--- The problem ---
Your copy of the material below should match it exactly, except that it holds no pictures.

━━━━━━━━━━

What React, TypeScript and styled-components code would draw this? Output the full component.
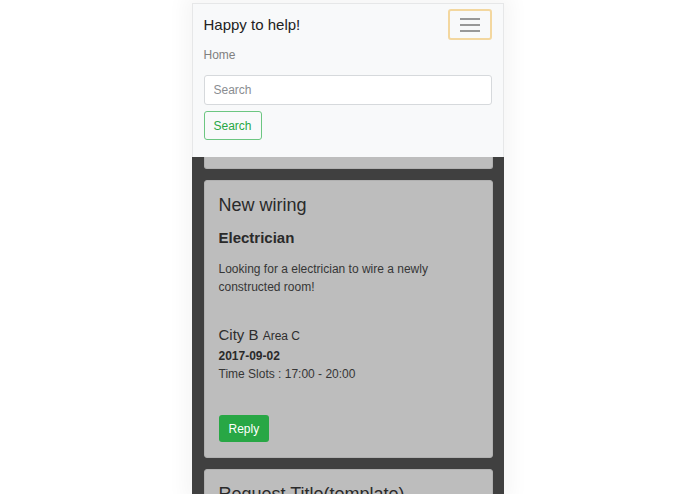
import styled, { createGlobalStyle } from "styled-components";

const GlobalStyle = createGlobalStyle`
  html, body {
    margin: 0;
    padding: 0;
    background: #ffffff;
    font-family: "Liberation Sans", Arial, sans-serif;
    color: #212529;
  }
`

const Phone = styled.div`
  width: 312px;
  margin: 3px auto 0;
  height: 491px;
  overflow: hidden;
  background: #404040;
  box-shadow: 0 0 18px 8px rgba(0, 0, 0, 0.04);
`

const Navbar = styled.nav`
  background: #f8f9fa;
  border: 1px solid #e6e7e8;
  border-bottom: none;
  padding: 5px 11px 17px;
  display: flex;
  flex-direction: column;
`

const TopRow = styled.div`
  display: flex;
  justify-content: space-between;
  align-items: center;
`

const Brand = styled.a`
  font-size: 15px;
  line-height: 22px;
  padding: 4px 0;
  color: #222;
`

const Toggler = styled.button`
  width: 44px;
  height: 31px;
  border: 2px solid #f3d79f;
  border-radius: 3px;
  background: transparent;
  display: flex;
  align-items: center;
  justify-content: center;
  padding: 0;
`

const NavLink = styled.a`
  font-size: 12px;
  line-height: 18px;
  padding: 6px 0;
  color: #808080;
`

const SearchInput = styled.input`
  margin-top: 5px;
  height: 30px;
  box-sizing: border-box;
  border: 1px solid #d6d9dc;
  border-radius: 3px;
  padding: 0 9px;
  font-family: inherit;
  font-size: 12px;
  background: #fff;
  &::placeholder { color: #8a8d91; }
`

const OutlineButton = styled.button`
  align-self: flex-start;
  margin-top: 6px;
  height: 29px;
  padding: 0 9px;
  border: 1px solid #6cc681;
  border-radius: 3px;
  background: transparent;
  color: #28a745;
  font-family: inherit;
  font-size: 12px;
`

const Feed = styled.div`
  padding: 0 11px 0 12px;
  display: flex;
  flex-direction: column;
  gap: 11px;
`

const Card = styled.div<{ $stub?: boolean }>`
  background: #bdbdbd;
  border: 1px solid #b0b0b0;
  border-radius: 3px;
  ${p => p.$stub && `
    height: 11px;
    border-top: none;
    border-radius: 0 0 3px 3px;
  `}
`

const CardBody = styled.div`
  padding: 13px 14px 15px;
  display: flex;
  flex-direction: column;
`

const Title = styled.h4`
  margin: 0 0 11px;
  font-size: 18px;
  line-height: 22px;
  font-weight: 400;
  color: #2a2a2a;
`

const Trade = styled.h5`
  margin: 0 0 11px;
  font-size: 15px;
  line-height: 22px;
  font-weight: 700;
  color: #2a2a2a;
`

const Text = styled.p`
  margin: 0;
  font-size: 12px;
  line-height: 18px;
  color: #363636;
`

const Place = styled.div`
  margin-top: 28px;
  font-size: 15px;
  line-height: 22px;
  color: #2e2e2e;
  small { font-size: 12px; }
`

const DateLine = styled(Text)`
  font-weight: 700;
  color: #2a2a2a;
`

const ReplyButton = styled.button`
  align-self: flex-start;
  margin-top: 32px;
  height: 27px;
  padding: 0 10px;
  border: none;
  border-radius: 3px;
  background: #28a745;
  color: #fff;
  font-family: inherit;
  font-size: 12px;
`

const Hamburger = () => (
  <svg width="20" height="16" viewBox="0 0 20 16">
    <g stroke="#7f7f7f" strokeWidth="1.6">
      <line x1="0" y1="2" x2="20" y2="2" />
      <line x1="0" y1="8" x2="20" y2="8" />
      <line x1="0" y1="14" x2="20" y2="14" />
    </g>
  </svg>
)

const App = () => (
  <>
    <GlobalStyle />
    <Phone>
      <Navbar>
        <TopRow>
          <Brand>Happy to help!</Brand>
          <Toggler><Hamburger /></Toggler>
        </TopRow>
        <NavLink>Home</NavLink>
        <SearchInput placeholder="Search" />
        <OutlineButton>Search</OutlineButton>
      </Navbar>
      <Feed>
        <Card $stub />
        <Card>
          <CardBody>
            <Title>New wiring</Title>
            <Trade>Electrician</Trade>
            <Text>Looking for a electrician to wire a newly constructed room!</Text>
            <Place>City B <small>Area C</small></Place>
            <DateLine>2017-09-02</DateLine>
            <Text>Time Slots : 17:00 - 20:00</Text>
            <ReplyButton>Reply</ReplyButton>
          </CardBody>
        </Card>
        <Card>
          <CardBody>
            <Title>Request Title(template)</Title>
          </CardBody>
        </Card>
      </Feed>
    </Phone>
  </>
)

export default App;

━━━━━━━━━━

--- The result ---
What React, TypeScript and styled-components code would draw this? Output the full component.
import styled, { createGlobalStyle } from "styled-components";

const GlobalStyle = createGlobalStyle`
  html, body {
    margin: 0;
    padding: 0;
    background: #ffffff;
    font-family: "Liberation Sans", Arial, sans-serif;
    color: #212529;
  }
`

const Phone = styled.div`
  width: 312px;
  margin: 3px auto 0;
  height: 491px;
  overflow: hidden;
  background: #404040;
  box-shadow: 0 0 18px 8px rgba(0, 0, 0, 0.04);
`

const Navbar = styled.nav`
  background: #f8f9fa;
  border: 1px solid #e6e7e8;
  border-bottom: none;
  padding: 5px 11px 17px;
  display: flex;
  flex-direction: column;
`

const TopRow = styled.div`
  display: flex;
  justify-content: space-between;
  align-items: center;
`

const Brand = styled.a`
  font-size: 15px;
  line-height: 22px;
  padding: 4px 0;
  color: #222;
`

const Toggler = styled.button`
  width: 44px;
  height: 31px;
  border: 2px solid #f3d79f;
  border-radius: 3px;
  background: transparent;
  display: flex;
  align-items: center;
  justify-content: center;
  padding: 0;
`

const NavLink = styled.a`
  font-size: 12px;
  line-height: 18px;
  padding: 6px 0;
  color: #808080;
`

const SearchInput = styled.input`
  margin-top: 5px;
  height: 30px;
  box-sizing: border-box;
  border: 1px solid #d6d9dc;
  border-radius: 3px;
  padding: 0 9px;
  font-family: inherit;
  font-size: 12px;
  background: #fff;
  &::placeholder { color: #8a8d91; }
`

const OutlineButton = styled.button`
  align-self: flex-start;
  margin-top: 6px;
  height: 29px;
  padding: 0 9px;
  border: 1px solid #6cc681;
  border-radius: 3px;
  background: transparent;
  color: #28a745;
  font-family: inherit;
  font-size: 12px;
`

const Feed = styled.div`
  padding: 0 11px 0 12px;
  display: flex;
  flex-direction: column;
  gap: 11px;
`

const Card = styled.div<{ $stub?: boolean }>`
  background: #bdbdbd;
  border: 1px solid #b0b0b0;
  border-radius: 3px;
  ${p => p.$stub && `
    height: 11px;
    border-top: none;
    border-radius: 0 0 3px 3px;
  `}
`

const CardBody = styled.div`
  padding: 13px 14px 15px;
  display: flex;
  flex-direction: column;
`

const Title = styled.h4`
  margin: 0 0 11px;
  font-size: 18px;
  line-height: 22px;
  font-weight: 400;
  color: #2a2a2a;
`

const Trade = styled.h5`
  margin: 0 0 11px;
  font-size: 15px;
  line-height: 22px;
  font-weight: 700;
  color: #2a2a2a;
`

const Text = styled.p`
  margin: 0;
  font-size: 12px;
  line-height: 18px;
  color: #363636;
`

const Place = styled.div`
  margin-top: 28px;
  font-size: 15px;
  line-height: 22px;
  color: #2e2e2e;
  small { font-size: 12px; }
`

const DateLine = styled(Text)`
  font-weight: 700;
  color: #2a2a2a;
`

const ReplyButton = styled.button`
  align-self: flex-start;
  margin-top: 32px;
  height: 27px;
  padding: 0 10px;
  border: none;
  border-radius: 3px;
  background: #28a745;
  color: #fff;
  font-family: inherit;
  font-size: 12px;
`

const Hamburger = () => (
  <svg width="20" height="16" viewBox="0 0 20 16">
    <g stroke="#7f7f7f" strokeWidth="1.6">
      <line x1="0" y1="2" x2="20" y2="2" />
      <line x1="0" y1="8" x2="20" y2="8" />
      <line x1="0" y1="14" x2="20" y2="14" />
    </g>
  </svg>
)

const App = () => (
  <>
    <GlobalStyle />
    <Phone>
      <Navbar>
        <TopRow>
          <Brand>Happy to help!</Brand>
          <Toggler><Hamburger /></Toggler>
        </TopRow>
        <NavLink>Home</NavLink>
        <SearchInput placeholder="Search" />
        <OutlineButton>Search</OutlineButton>
      </Navbar>
      <Feed>
        <Card $stub />
        <Card>
          <CardBody>
            <Title>New wiring</Title>
            <Trade>Electrician</Trade>
            <Text>Looking for a electrician to wire a newly constructed room!</Text>
            <Place>City B <small>Area C</small></Place>
            <DateLine>2017-09-02</DateLine>
            <Text>Time Slots : 17:00 - 20:00</Text>
            <ReplyButton>Reply</ReplyButton>
          </CardBody>
        </Card>
        <Card>
          <CardBody>
            <Title>Request Title(template)</Title>
          </CardBody>
        </Card>
      </Feed>
    </Phone>
  </>
)

export default App;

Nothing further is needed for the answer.